Le Groupe Dance Lab to close

>> by Susan Kendal
After 43 years, one of Canada's oldest dance companies will close. The board of directors of Le Groupe Dance Lab in Ottawa announced on July 31st that the company will not re-open in the fall of 2009; dancers had been laid off since the end of January 2009. Board Chair John Manwaring stated in a press release that "Many factors, financial and otherwise, have led to this extremely difficult decision." He described the transition from the lab's founding artistic director, Peter Boneham, to new artistic leadership as difficult and cited this situation as a contributing factor to the company's closure. Le Groupe's financial stability was shaken in late 2008 when the City of Ottawa proposed severe cuts to municipal arts funding; however, these cuts never materialized. According to funding results announced in June 2009, compared to last year's funding cycle Le Groupe's subsidy from the Ontario Arts Council was cut by more than $45,000 and the company shifted from multi-year operating grant status to annual operating grant status.
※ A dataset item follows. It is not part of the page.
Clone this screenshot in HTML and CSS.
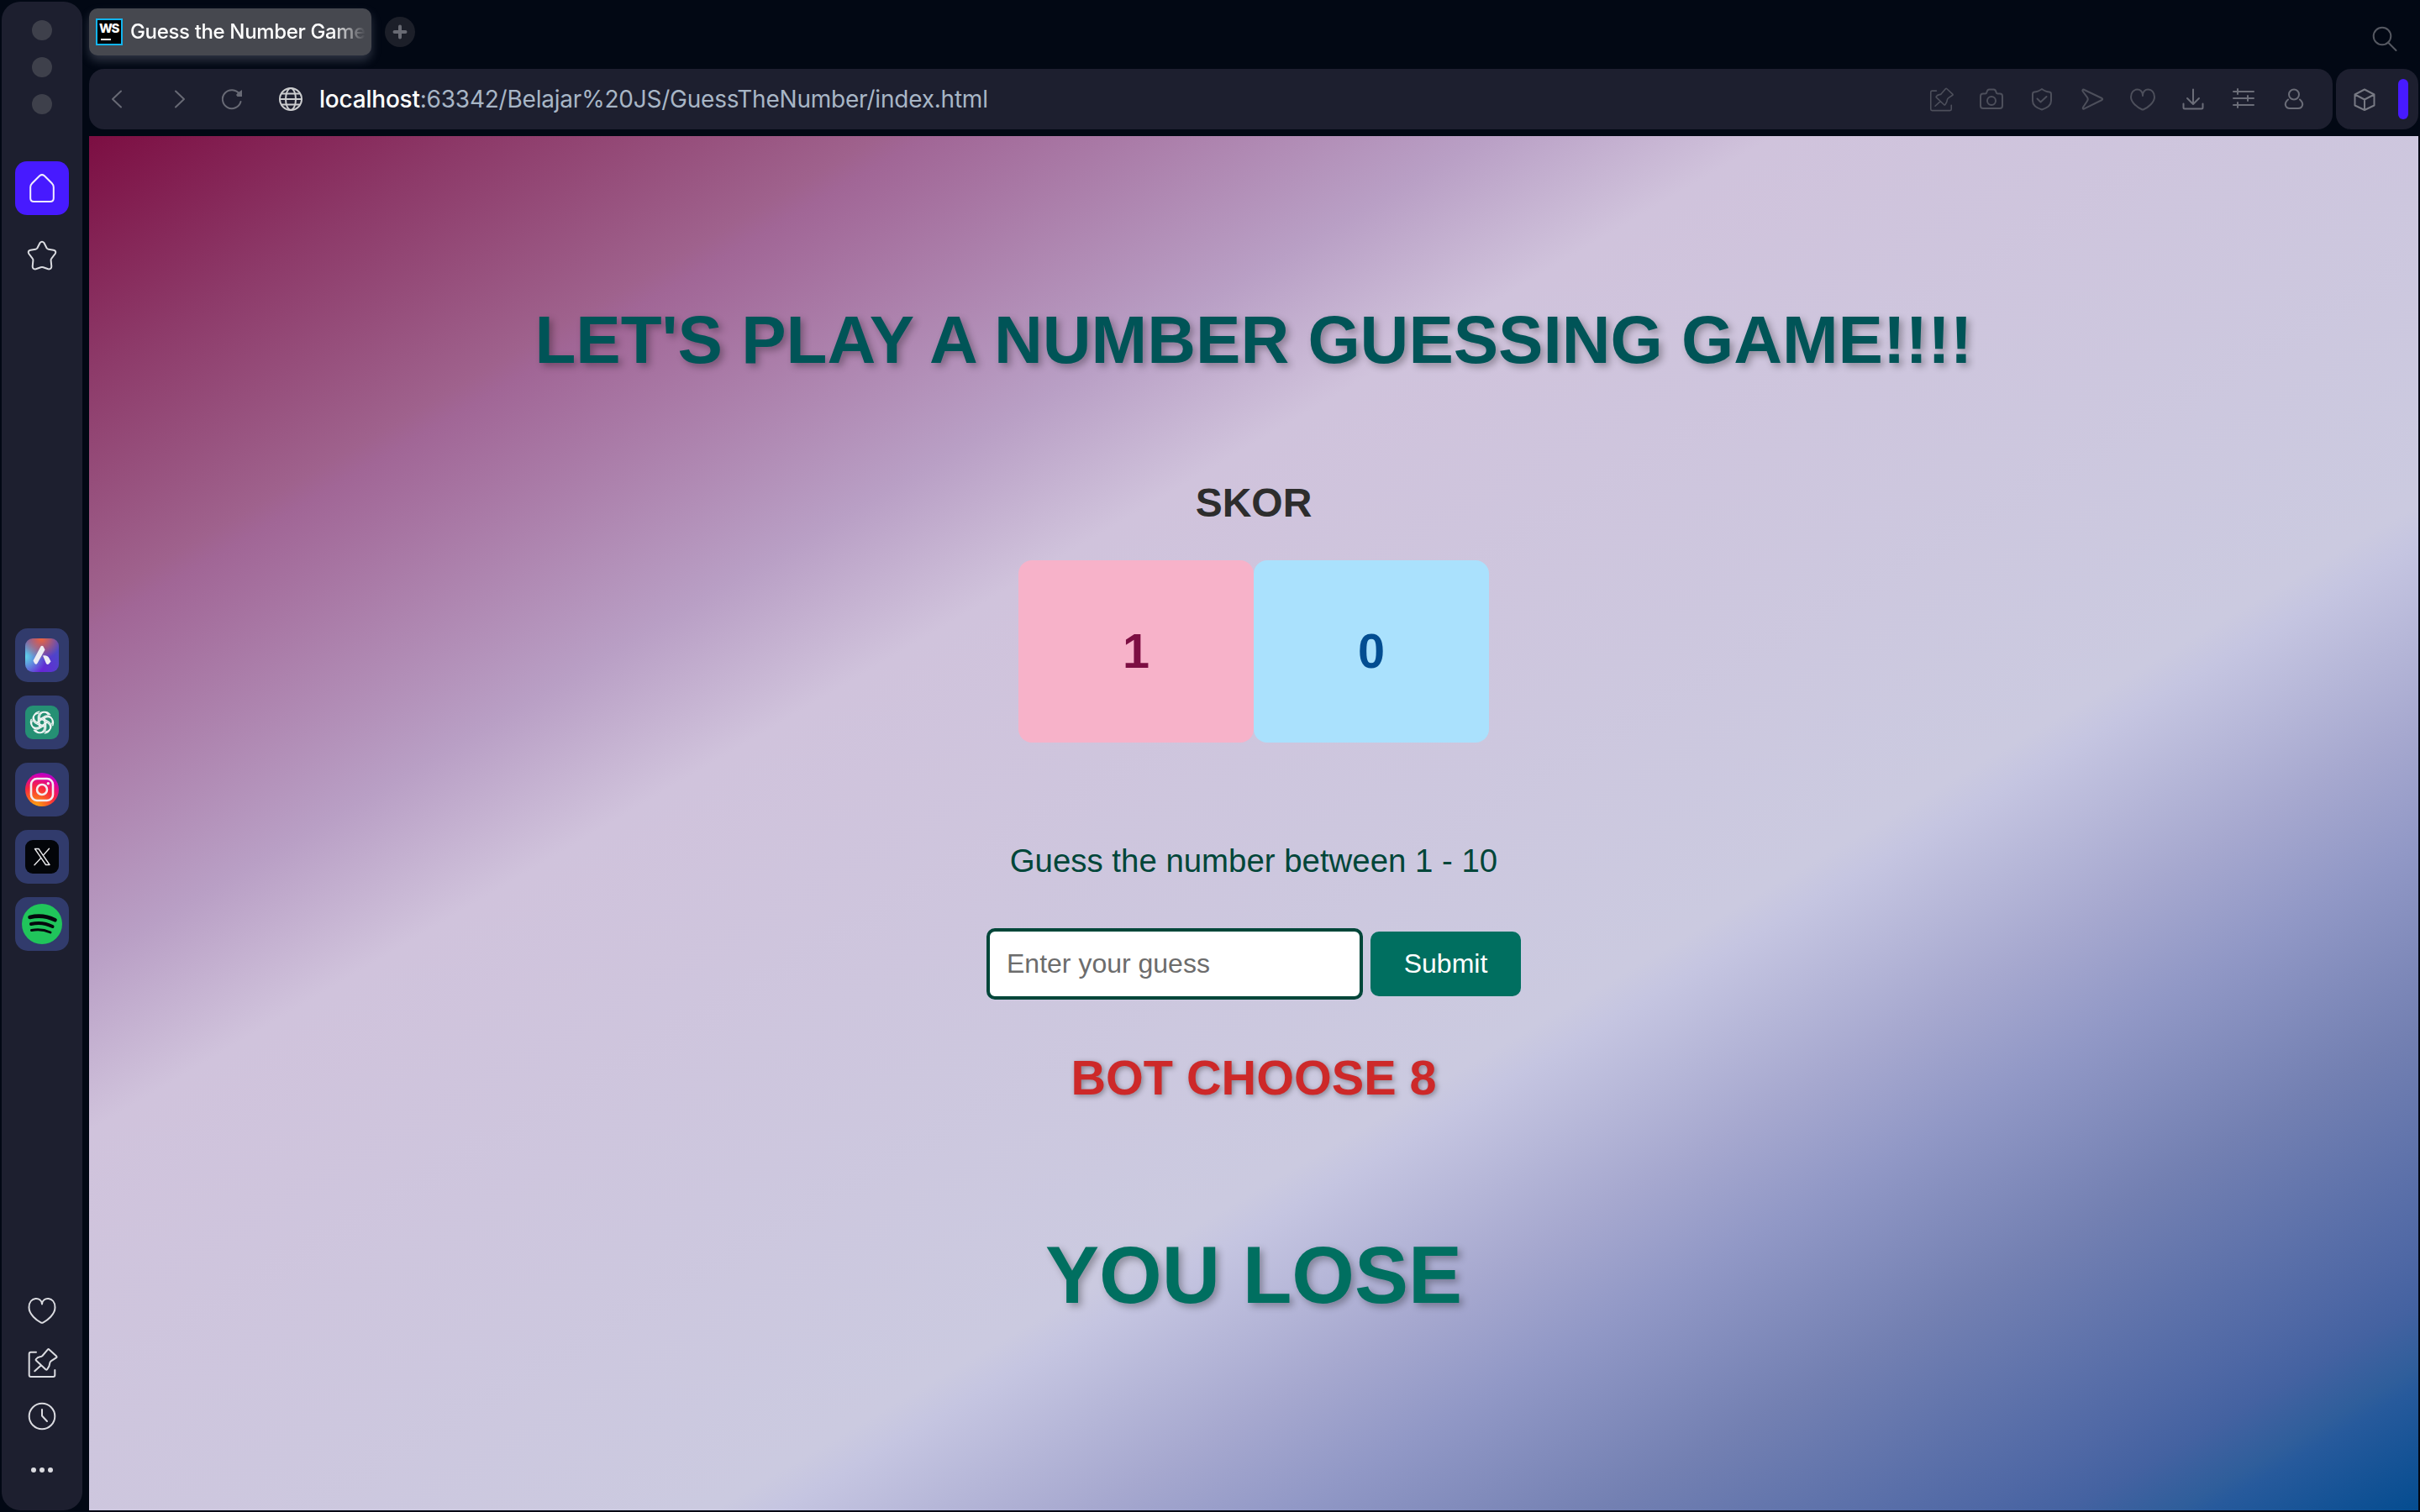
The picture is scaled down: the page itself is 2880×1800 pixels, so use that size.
FILE: index.html
```html
<!DOCTYPE html>
<html lang="en">
<head>
<meta charset="utf-8">
<title>Guess the Number Game</title>
<link rel="stylesheet" href="styles.css">
</head>
<body>
<svg class="defs" width="0" height="0" aria-hidden="true">
  <symbol id="pin" viewBox="0 0 40 40"><path d="M13 7.7H6.7q-2 0-2 2v25.300q0 2 2 2h26.600q2 0 2-2V29M11.300 30.300L19 23.300M27 4.400q.7-.7 1.400 0l8.800 8.200q.8.800 0 1.500L31 18.200q-1.500 1-1.700 2.500-.2 4-3.300 7.700-.7.700-1.400 0L12.900 17.400q-.7-.7.100-1.400 1.700-2.200 4.500-2.700 2-.2 3-1.300z"/></symbol>
  <symbol id="heart" viewBox="0 0 40 40"><path d="M20 14.500C20 5.500 35.500 5 35.500 18.500 35.500 27 26 34 21.500 36.300q-1.500.8-3 0C14 34 4.500 27 4.500 18.500 4.500 5 20 5.500 20 14.500z"/></symbol>
</svg>
<div class="browser">
  <aside class="sidebar">
    <div class="lights"><i></i><i></i><i></i></div>
    <div class="home"><svg width="40" height="40" viewBox="0 0 40 40"><path d="M17.200 5.300q2.800-2.300 5.600 0l9 9q2 2 2 4.500V32q0 4-4 4H10.200q-4 0-4-4V18.800q0-2.500 2-4.500z"/></svg></div>
    <svg class="star" width="40" height="40" viewBox="0 0 40 40"><path d="M17.500 5.200q2.500-3 5 0l3.200 6.300q.7 1 2 1.200l6 1q3.800 1 2 4.300l-4.300 5.700q-1 1.200-.8 2.500l.7 6.800q0 4-4 3.300l-5.800-2q-1.500-.5-3 0l-5.800 2q-4 .7-4-3.300l.7-6.800q.2-1.300-.8-2.500L4.300 18q-1.800-3.300 2-4.300l6-1q1.300-.2 2-1.200z"/></svg>
    <div class="apps">
      <div class="app"><span class="logo aria"><svg width="40" height="40" viewBox="0 0 40 40"><path d="M18.500 9.500q1.500-1.500 3 0l2 4-9 16q-1.500 2.500-3.500 0l-1.500-3zM21 20.500q5-1 7.500 3l2 4-2.500 3q-1.500 1.200-3-.5z"/></svg></span></div>
      <div class="app"><span class="logo gpt"><svg width="40" height="40" viewBox="0 0 40 40"><g id="knot"><path id="arm" d="M17 25V14.500q.2-5.500 5-6.800 4.500-.7 7.500 3M17 16.500l7-4q4-1.500 7 1.800 2.500 3.700.8 7.500"/><use href="#arm" transform="rotate(60 20 20)"/><use href="#arm" transform="rotate(120 20 20)"/><use href="#arm" transform="rotate(180 20 20)"/><use href="#arm" transform="rotate(240 20 20)"/><use href="#arm" transform="rotate(300 20 20)"/></g></svg></span></div>
      <div class="app"><span class="logo insta"><svg width="40" height="40" viewBox="0 0 40 40"><rect x="7" y="7" width="26" height="26" rx="7"/><circle cx="20" cy="20" r="6"/><circle class="dot" cx="27.300" cy="12.700" r="1.700"/></svg></span></div>
      <div class="app"><span class="logo x"><svg width="40" height="40" viewBox="0 0 40 40"><path d="M11.500 10.500h4.500l13 19h-4.500zM28.500 10.300L21.300 18.400M18.700 21.500L11 29.800"/></svg></span></div>
      <div class="app"><span class="logo spotify"><svg width="48" height="48" viewBox="0 0 48 48"><path class="a" d="M9.500 16q15.500-4 30 3.300"/><path class="b" d="M11 24q13.500-3.200 25.500 3"/><path class="c" d="M11.500 31.500q11.500-2.500 22.500 2.500"/></svg></span></div>
    </div>
    <div class="tools">
      <svg width="40" height="40"><use href="#heart"/></svg>
      <svg width="40" height="40"><use href="#pin"/></svg>
      <svg width="40" height="40" viewBox="0 0 40 40"><circle cx="20" cy="20" r="15.300"/><path d="M20 12v7.500l6 6.500"/></svg>
      <svg class="dots" width="40" height="40" viewBox="0 0 40 40"><circle cx="10" cy="20" r="3"/><circle cx="20" cy="20" r="3"/><circle cx="30" cy="20" r="3"/></svg>
    </div>
  </aside>
  <div class="window">
    <header class="tabs">
      <div class="tab"><span class="favicon"><b>WS</b><i></i></span><span class="tab-title">Guess the Number Game</span></div>
      <div class="plus"><svg width="36" height="36" viewBox="0 0 36 36"><path d="M18 11.500v13M11.500 18h13"/></svg></div>
      <svg class="search" width="32" height="32" viewBox="0 0 32 32"><circle cx="13" cy="13" r="10.300"/><path d="M20 20.500l9.500 9.500"/></svg>
    </header>
    <nav class="toolbar">
      <div class="address">
        <svg class="back" width="32" height="32" viewBox="0 0 32 32"><path d="M21 6.500L11 16l10 9.500"/></svg>
        <svg class="forward" width="32" height="32" viewBox="0 0 32 32"><path d="M11 6.500L21 16l-10 9.500"/></svg>
        <svg class="reload" width="32" height="32" viewBox="0 0 32 32"><path d="M26.500 19A11 11 0 1 1 25 10"/><path class="fill" d="M28 5v8h-5.500l-1.500-2 2-2.500z"/></svg>
        <svg class="globe" width="32" height="32" viewBox="0 0 32 32"><circle cx="16" cy="16" r="13"/><ellipse cx="16" cy="16" rx="6" ry="13"/><path d="M3 16h26M5 9.500h22M5 22.500h22"/></svg>
        <div class="url"><b>localhost</b>:63342/Belajar%20JS/GuessTheNumber/index.html</div>
        <div class="actions">
          <svg width="32" height="32"><use href="#pin"/></svg>
          <svg width="32" height="32" viewBox="0 0 32 32"><path d="M3 12.500q0-3 3-3h2.500q1.500 0 1.800-1.500 .8-3.500 3-3.500h5.400q2.200 0 3 3.500 .3 1.500 1.800 1.500H26q3 0 3 3V24q0 3-3 3H6q-3 0-3-3z"/><circle cx="16" cy="18" r="5"/></svg>
          <svg width="32" height="32" viewBox="0 0 32 32"><path d="M16 4q5 3.500 9 3.500 2 .3 2 2.500v8q0 7-11 10.500Q5 25 5 18v-8q0-2.200 2-2.500Q11 7.500 16 4zM10.500 15.500l4 4 7-6.500"/></svg>
          <svg width="32" height="32" viewBox="0 0 32 32"><path d="M5.500 4.500l22 10.500q1.300 1 0 2L6 27.700q-1.800.3-1-2l5-7.500q1.500-2.200 0-4.400L4.500 6.500q-.5-1.800 1-2z"/></svg>
          <svg width="32" height="32" viewBox="0 0 32 32"><path d="M16 12C15.500 1.500 30 2 30 13.500 30 20 22 26 17.500 28q-1.500.8-3 0C10 26 2 20 2 13.500 2 2 16.500 1.500 16 12z"/></svg>
          <svg class="bright" width="32" height="32" viewBox="0 0 32 32"><path d="M16 4.500v17M9 15l7 7 7-7M4.500 21.500V26q0 1.500 1.500 1.500h20q1.500 0 1.500-1.500v-4.500"/></svg>
          <svg class="bright" width="32" height="32" viewBox="0 0 32 32"><path d="M4 7h24M4 15h24M4 23h24M9 4v6M21 12v6M9 20v6"/></svg>
          <svg class="bright" width="32" height="32" viewBox="0 0 32 32"><ellipse cx="16" cy="10.500" rx="6" ry="6"/><path d="M9 16.500Q5 20 6 23.500q1 3.500 5 3.500h10q4 0 5-3.500 1-3.500-3-7"/></svg>
        </div>
      </div>
      <div class="extra">
        <svg width="32" height="32" viewBox="0 0 32 32"><path d="M16 4.500L27.500 10.500v13L16 29 4.500 23.500v-13zM4.500 10.500L16 16.500l11.500-6M16 16.500V29"/></svg>
        <span class="pill"></span>
      </div>
    </nav>
    <main class="page">
      <h1>LET'S PLAY A NUMBER GUESSING GAME!!!!</h1>
      <h2>SKOR</h2>
      <div class="scores"><div class="score player">1</div><div class="score bot">0</div></div>
      <p class="prompt">Guess the number between 1 - 10</p>
      <form class="guess"><input type="text" placeholder="Enter your guess"><button type="button">Submit</button></form>
      <p class="choice">BOT CHOOSE 8</p>
      <p class="result">YOU LOSE</p>
    </main>
  </div>
</div>
</body>
</html>
```
FILE: styles.css
```css
* { box-sizing: border-box; }
body { margin: 0; background: #020814; font-family: "Liberation Sans", Arial, sans-serif; }
h1, h2, p { margin: 0; }
svg { display: block; fill: none; stroke-linecap: round; stroke-linejoin: round; flex: none; }
.defs { position: absolute; }
.browser { display: flex; width: 2880px; height: 1800px; padding: 2px 2px 2px; gap: 8px; }

.sidebar { width: 96px; height: 1796px; border-radius: 22px; background: #1d1f2f; display: flex; flex-direction: column; align-items: center; padding: 22px 0 28px; stroke: #dadbe0; stroke-width: 2; }
.lights { display: flex; flex-direction: column; gap: 20px; }
.lights i { width: 24px; height: 24px; border-radius: 50%; background: #3e404b; }
.home { width: 64px; height: 64px; margin-top: 56px; border-radius: 14px; background: #471aff; display: flex; align-items: center; justify-content: center; stroke: #f1edff; }
.star { margin-top: 28px; }
.apps { display: flex; flex-direction: column; gap: 16px; margin-top: 424px; }
.app { width: 64px; height: 64px; border-radius: 15px; background: #313b6c; display: flex; align-items: center; justify-content: center; }
.logo { width: 40px; height: 40px; border-radius: 9px; overflow: hidden; }
.aria { background: radial-gradient(circle at 48% 0, #f0653d 0, rgba(240,101,61,0) 55%), radial-gradient(circle at 0 55%, #62d5e8 0, rgba(98,213,232,0) 55%), radial-gradient(circle at 40% 100%, #6a22d8 0, #4a49c8 70%); }
.aria svg { fill: #ededf3; stroke: none; }
.gpt { background: #259074; stroke: #f0f4f3; stroke-width: 1.500; }
.insta { border-radius: 50%; background: radial-gradient(circle at 30% 105%, #fcb50c 0, #fb6a20 25%, #f8263f 50%, #d800a8 75%, #6b13ff 105%); stroke: #f3edf2; stroke-width: 2.600; }
.insta .dot { fill: #f3edf2; stroke: none; }
.x { background: #030509; stroke: #e8e8ea; stroke-width: 1.400; }
.spotify { width: 48px; height: 48px; border-radius: 50%; background: #20c55b; stroke: #05080d; }
.spotify .a { stroke-width: 4.600; }
.spotify .b { stroke-width: 4; }
.spotify .c { stroke-width: 3; }
.tools { display: flex; flex-direction: column; gap: 24px; margin-top: auto; }
.tools .dots { fill: #dadbe0; stroke: none; }

.window { width: 2772px; display: flex; flex-direction: column; gap: 8px; }
.tabs { display: flex; height: 72px; padding: 8px 24px 0 0; align-items: flex-start; }
.tab { width: 336px; height: 56px; border-radius: 10px; background: #46484f; box-shadow: 0 6px 12px rgba(150,153,175,.3); display: flex; align-items: center; padding: 0 7px 0 8px; gap: 9px; }
.favicon { width: 32px; height: 32px; flex: none; background: #000; border: 2px solid #12b4ee; display: flex; flex-direction: column; color: #fff; padding: 2px 2px; }
.favicon b { font: 800 15px/16px Inter, sans-serif; letter-spacing: -1.300px; }
.favicon i { width: 12px; height: 2px; margin: 4px 0 0 2px; background: #fff; }
.tab-title { flex: 1; overflow: hidden; white-space: nowrap; font: 500 24px/32px Inter, sans-serif; letter-spacing: -.35px; color: #fff; -webkit-mask-image: linear-gradient(to right, #000 86%, transparent 100%); mask-image: linear-gradient(to right, #000 86%, transparent 100%); }
.plus { width: 36px; height: 36px; margin: 10px 0 0 16px; border-radius: 50%; background: #1c1f29; stroke: #686a73; stroke-width: 4; }
.search { margin: 20px 0 0 auto; stroke: #555861; stroke-width: 2; }
.toolbar { display: flex; gap: 4px; height: 72px; }
.address { flex: 1; border-radius: 18px; background: #1d1f2f; display: flex; align-items: center; padding: 0 30px 0 17px; stroke: #686a75; stroke-width: 2; }
.forward { margin-left: 43px; }
.reload { margin-left: 30px; }
.reload .fill { fill: #686a75; stroke: none; }
.globe { margin-left: 38px; stroke: #cbccce; }
.url { margin-left: 18px; font: 400 28px/36px Inter, sans-serif; letter-spacing: -.22px; color: #a8b6c6; white-space: nowrap; }
.url b { font-weight: 500; color: #fff; }
.actions { display: flex; gap: 28px; margin-left: auto; stroke: #4d4f5b; }
.bright { stroke: #6b6d78; }
.extra { width: 98px; border-radius: 18px; background: #1d1f2f; display: flex; align-items: center; justify-content: space-between; padding: 0 12px 0 18px; stroke: #777983; stroke-width: 2; }
.pill { width: 12px; height: 48px; border-radius: 6px; background: #471aff; }

.page { height: 1636px; flex: none; display: flex; flex-direction: column; align-items: center; padding-top: 197px; background: linear-gradient(to bottom right, #7c0e42 0%, #8d3a69 8.500%, #9f628d 17%, #a16696 18%, #b99fc5 30%, #d0c3dc 36.200%, #cbcae0 63.400%, #c5c5e1 64.800%, #a6a8cf 71.500%, #9198c6 75.800%, #7380b2 82.500%, #4f68a5 90.500%, #4462a1 92.500%, #2f5e9b 94.800%, #275a9c 95.500%, #044c90 100%); }
h1 { font-size: 80px; line-height: 92px; color: #005457; text-shadow: 4px 4px 8px rgba(0,0,0,.3); white-space: nowrap; }
h2 { margin-top: 120px; font-size: 48px; line-height: 56px; color: #2d2d2d; }
.scores { display: flex; margin-top: 40px; }
.score { width: 280px; height: 217px; border-radius: 16px; display: flex; align-items: center; justify-content: center; font-size: 57.6px; font-weight: 700; padding-bottom: 2px; }
.player { background: #f7b2c9; color: #7c0e42; }
.bot { background: #aae1fd; color: #034d91; }
.prompt { margin-top: 118px; font-size: 38.4px; line-height: 46px; color: #004639; }
.guess { display: flex; align-items: center; gap: 9px; margin-top: 57px; }
input { width: 448px; height: 85px; border: 4px solid #004639; border-radius: 10px; padding: 0 20px; background: #fff; font: 32px "Liberation Sans", Arial, sans-serif; }
input::placeholder { color: #6c6c6c; }
button { width: 179px; height: 77px; border: 0; border-radius: 10px; background: #006f60; color: #fff; font: 32px "Liberation Sans", Arial, sans-serif; }
.choice { margin-top: 60px; font-size: 57.6px; line-height: 66px; font-weight: 700; color: #cd2929; text-shadow: 2px 2px 6px rgba(0,0,0,.35); }
.result { margin-top: 147px; font-size: 96px; line-height: 110px; font-weight: 700; color: #006f60; text-shadow: 4px 4px 8px rgba(0,0,0,.3); }
```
Le Groupe Dance Lab began in 1966 as Le Groupe de la Place Royale in Montreal and was founded by Jeanne Renaud; Peter Boneham was a charter member of the group and played a significant role in the company's development. When Renaud left the company in 1971, Boneham became artistic director. He was co-artistic director with the late Jean-Pierre Perreault from 1972-1980 and then sole artistic director until he was succeeded by Tony Chong in 2008. Boneham and Perreault moved the company to Ottawa in 1977. The shift in the company's mandate from a modern dance company to a choreographic lab occurred in 1988.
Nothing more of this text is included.